• **What is being asked**: Find the string "this" in the records. Copy every line it appears in.

• **Records to process**:

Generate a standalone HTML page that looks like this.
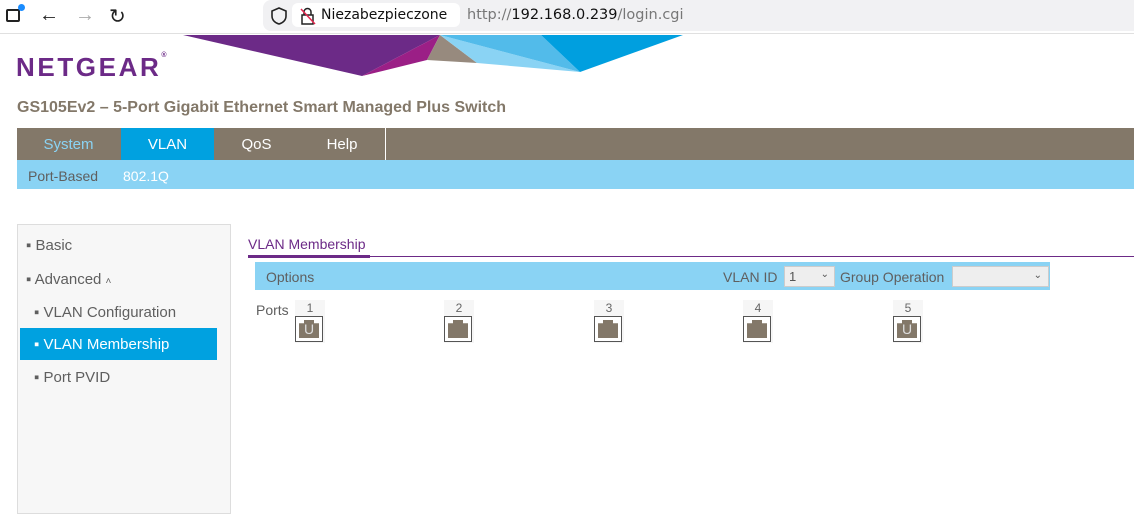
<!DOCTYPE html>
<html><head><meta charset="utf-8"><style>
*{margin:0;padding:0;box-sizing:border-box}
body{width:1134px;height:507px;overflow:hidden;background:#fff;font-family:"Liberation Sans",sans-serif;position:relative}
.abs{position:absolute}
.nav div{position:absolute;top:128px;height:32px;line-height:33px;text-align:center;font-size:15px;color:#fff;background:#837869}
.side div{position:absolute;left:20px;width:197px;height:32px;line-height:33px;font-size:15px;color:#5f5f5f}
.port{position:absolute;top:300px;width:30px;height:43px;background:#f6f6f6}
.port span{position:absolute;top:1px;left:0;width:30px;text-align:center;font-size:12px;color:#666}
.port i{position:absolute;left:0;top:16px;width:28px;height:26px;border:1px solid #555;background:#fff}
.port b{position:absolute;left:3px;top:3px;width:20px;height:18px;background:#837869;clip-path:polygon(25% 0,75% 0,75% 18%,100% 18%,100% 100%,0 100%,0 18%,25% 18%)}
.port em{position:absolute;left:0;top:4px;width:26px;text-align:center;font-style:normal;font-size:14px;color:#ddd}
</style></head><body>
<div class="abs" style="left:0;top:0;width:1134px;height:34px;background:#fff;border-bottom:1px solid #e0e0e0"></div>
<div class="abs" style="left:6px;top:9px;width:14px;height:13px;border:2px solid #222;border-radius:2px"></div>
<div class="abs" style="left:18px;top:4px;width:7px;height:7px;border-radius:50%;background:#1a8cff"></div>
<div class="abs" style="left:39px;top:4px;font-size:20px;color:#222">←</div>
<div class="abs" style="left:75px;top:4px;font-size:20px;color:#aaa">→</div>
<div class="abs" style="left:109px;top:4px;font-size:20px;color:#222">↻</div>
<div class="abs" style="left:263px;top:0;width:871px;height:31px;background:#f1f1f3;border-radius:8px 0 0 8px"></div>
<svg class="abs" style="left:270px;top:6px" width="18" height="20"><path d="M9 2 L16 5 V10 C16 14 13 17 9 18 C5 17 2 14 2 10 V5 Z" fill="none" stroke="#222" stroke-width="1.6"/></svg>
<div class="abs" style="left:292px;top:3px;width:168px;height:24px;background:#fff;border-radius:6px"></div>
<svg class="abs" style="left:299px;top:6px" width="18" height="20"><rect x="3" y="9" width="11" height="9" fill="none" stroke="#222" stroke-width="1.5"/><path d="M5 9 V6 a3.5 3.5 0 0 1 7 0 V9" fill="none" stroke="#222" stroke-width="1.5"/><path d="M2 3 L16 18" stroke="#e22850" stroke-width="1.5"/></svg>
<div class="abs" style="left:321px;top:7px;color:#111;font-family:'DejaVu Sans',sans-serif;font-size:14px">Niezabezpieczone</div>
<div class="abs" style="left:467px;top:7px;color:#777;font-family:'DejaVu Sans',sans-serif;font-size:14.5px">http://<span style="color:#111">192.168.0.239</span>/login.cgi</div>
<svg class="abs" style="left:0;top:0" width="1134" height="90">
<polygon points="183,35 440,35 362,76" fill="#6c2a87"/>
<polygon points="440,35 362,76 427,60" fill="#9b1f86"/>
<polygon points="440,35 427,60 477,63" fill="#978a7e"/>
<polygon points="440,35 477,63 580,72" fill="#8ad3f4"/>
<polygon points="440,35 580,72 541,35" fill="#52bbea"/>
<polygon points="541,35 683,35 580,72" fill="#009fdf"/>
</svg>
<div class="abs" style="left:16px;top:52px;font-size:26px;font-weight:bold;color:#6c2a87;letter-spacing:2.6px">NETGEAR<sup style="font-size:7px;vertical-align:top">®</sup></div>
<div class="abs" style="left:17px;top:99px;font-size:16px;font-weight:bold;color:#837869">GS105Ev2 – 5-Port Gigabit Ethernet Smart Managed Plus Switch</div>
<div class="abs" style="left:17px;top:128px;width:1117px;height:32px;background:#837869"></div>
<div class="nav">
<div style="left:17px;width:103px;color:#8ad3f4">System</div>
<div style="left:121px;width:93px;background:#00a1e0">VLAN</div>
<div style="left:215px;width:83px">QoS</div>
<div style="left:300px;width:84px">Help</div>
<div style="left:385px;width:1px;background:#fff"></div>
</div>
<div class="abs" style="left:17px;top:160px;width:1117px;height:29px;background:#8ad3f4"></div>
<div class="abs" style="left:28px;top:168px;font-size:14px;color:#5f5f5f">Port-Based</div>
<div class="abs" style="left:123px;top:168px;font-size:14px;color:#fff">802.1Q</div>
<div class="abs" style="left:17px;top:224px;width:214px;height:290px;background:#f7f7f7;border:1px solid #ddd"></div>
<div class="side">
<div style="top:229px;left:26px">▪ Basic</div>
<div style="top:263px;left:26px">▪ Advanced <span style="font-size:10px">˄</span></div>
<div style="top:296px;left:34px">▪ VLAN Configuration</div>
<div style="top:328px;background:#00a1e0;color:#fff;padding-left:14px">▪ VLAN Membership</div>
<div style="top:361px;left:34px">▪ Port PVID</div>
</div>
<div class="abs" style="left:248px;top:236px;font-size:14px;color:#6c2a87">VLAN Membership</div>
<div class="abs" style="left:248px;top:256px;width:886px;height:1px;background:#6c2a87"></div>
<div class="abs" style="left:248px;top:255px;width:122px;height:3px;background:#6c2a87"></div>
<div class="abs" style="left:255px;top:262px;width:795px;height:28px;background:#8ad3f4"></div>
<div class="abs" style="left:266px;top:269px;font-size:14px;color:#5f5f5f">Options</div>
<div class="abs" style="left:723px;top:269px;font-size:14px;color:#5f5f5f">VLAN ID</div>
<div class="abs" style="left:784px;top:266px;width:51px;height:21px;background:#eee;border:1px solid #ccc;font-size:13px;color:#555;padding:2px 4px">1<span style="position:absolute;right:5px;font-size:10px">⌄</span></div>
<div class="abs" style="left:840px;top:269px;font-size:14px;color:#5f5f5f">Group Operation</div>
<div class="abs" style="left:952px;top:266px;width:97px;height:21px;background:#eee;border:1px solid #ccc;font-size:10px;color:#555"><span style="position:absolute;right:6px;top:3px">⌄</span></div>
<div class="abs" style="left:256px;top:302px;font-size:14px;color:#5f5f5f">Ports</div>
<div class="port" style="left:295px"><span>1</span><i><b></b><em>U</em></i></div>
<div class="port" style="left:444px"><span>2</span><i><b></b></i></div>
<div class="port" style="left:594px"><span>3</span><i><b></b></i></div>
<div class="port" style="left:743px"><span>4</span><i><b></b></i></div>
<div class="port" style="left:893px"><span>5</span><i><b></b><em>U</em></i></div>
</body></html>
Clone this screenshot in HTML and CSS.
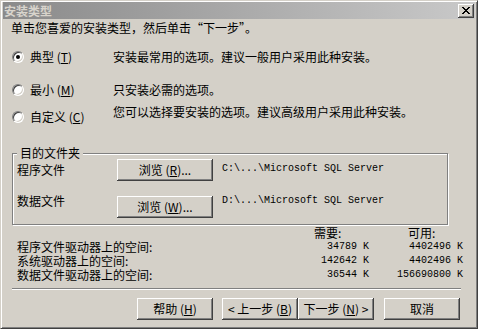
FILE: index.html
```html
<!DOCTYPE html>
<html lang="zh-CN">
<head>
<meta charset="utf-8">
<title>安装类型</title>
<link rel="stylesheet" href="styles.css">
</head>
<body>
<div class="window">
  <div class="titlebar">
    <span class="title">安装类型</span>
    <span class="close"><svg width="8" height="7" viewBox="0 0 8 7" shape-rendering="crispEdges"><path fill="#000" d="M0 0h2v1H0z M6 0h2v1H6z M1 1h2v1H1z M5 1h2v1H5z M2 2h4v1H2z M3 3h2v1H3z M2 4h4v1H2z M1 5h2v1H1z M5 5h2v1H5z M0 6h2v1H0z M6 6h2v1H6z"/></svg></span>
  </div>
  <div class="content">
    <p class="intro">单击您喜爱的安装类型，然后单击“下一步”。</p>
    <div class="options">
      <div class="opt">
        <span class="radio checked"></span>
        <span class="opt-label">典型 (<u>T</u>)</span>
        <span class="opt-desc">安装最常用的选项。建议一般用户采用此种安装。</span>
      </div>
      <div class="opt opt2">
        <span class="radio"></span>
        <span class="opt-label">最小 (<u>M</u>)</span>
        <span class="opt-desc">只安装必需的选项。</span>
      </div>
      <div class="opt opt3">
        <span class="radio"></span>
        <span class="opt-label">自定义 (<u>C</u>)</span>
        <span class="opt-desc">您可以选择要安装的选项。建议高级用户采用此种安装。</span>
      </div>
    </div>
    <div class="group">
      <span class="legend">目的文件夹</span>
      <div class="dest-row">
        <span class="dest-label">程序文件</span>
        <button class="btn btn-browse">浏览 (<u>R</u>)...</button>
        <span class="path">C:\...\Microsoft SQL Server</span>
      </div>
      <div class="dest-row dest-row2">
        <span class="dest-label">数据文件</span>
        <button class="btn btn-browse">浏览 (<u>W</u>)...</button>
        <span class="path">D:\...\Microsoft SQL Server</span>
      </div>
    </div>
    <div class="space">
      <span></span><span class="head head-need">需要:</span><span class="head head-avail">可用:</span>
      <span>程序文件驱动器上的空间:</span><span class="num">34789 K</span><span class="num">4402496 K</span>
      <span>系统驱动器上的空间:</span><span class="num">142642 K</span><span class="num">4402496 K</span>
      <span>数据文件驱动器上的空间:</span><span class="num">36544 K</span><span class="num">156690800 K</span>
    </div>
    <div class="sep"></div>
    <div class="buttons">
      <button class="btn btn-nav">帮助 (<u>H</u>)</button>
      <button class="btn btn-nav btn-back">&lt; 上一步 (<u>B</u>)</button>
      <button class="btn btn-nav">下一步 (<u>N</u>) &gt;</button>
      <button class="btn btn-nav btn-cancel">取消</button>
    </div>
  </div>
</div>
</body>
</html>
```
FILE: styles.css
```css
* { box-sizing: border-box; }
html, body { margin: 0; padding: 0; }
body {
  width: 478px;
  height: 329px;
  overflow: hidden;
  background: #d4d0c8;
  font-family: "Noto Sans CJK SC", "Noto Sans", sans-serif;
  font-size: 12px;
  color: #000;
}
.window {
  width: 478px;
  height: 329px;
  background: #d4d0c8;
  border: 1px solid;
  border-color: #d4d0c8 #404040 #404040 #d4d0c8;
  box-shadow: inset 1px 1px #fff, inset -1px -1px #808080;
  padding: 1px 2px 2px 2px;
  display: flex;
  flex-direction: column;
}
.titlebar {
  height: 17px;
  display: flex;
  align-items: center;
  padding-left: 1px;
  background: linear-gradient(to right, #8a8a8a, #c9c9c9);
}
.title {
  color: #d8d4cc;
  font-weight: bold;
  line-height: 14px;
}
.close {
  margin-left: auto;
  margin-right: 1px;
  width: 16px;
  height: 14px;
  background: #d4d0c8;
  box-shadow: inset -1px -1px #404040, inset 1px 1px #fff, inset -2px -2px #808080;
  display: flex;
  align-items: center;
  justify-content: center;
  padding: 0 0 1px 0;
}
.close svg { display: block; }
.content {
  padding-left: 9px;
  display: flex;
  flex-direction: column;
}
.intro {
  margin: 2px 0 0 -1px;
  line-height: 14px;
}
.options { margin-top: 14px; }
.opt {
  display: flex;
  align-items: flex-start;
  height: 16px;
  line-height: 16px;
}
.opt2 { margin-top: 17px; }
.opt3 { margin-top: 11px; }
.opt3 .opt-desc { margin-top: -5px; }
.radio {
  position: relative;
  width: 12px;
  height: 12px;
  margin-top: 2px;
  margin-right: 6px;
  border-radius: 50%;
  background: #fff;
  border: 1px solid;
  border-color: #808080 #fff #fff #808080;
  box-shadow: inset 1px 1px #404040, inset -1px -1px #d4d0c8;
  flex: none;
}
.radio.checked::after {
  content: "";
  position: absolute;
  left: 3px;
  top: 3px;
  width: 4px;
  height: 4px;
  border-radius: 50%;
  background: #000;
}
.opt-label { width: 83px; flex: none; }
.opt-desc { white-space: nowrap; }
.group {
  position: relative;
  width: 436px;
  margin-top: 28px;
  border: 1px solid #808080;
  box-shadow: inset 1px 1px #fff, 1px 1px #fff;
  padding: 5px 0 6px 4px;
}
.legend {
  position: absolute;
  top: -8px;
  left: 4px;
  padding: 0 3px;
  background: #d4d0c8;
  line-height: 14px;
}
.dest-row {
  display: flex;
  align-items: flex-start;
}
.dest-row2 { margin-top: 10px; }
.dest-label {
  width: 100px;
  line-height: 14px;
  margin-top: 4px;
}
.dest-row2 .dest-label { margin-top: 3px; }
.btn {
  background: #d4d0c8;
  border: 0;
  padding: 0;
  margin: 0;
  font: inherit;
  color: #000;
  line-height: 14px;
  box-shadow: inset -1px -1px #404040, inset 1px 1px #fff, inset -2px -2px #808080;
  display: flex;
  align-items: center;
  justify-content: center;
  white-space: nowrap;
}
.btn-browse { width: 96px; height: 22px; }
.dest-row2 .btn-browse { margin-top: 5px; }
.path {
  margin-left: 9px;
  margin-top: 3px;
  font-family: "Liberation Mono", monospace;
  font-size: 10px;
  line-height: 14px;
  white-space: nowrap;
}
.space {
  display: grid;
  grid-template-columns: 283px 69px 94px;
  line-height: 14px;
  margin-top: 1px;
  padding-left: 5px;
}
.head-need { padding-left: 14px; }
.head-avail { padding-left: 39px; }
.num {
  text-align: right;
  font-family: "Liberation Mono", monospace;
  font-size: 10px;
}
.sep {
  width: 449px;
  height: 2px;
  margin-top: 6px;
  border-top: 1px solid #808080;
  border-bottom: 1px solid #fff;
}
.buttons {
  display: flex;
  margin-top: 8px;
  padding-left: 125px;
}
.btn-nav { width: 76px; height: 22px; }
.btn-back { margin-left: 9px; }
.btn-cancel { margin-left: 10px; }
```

• **Complete answer**:
Generate a standalone HTML page that looks like this.
Clone this screenshot in HTML and CSS.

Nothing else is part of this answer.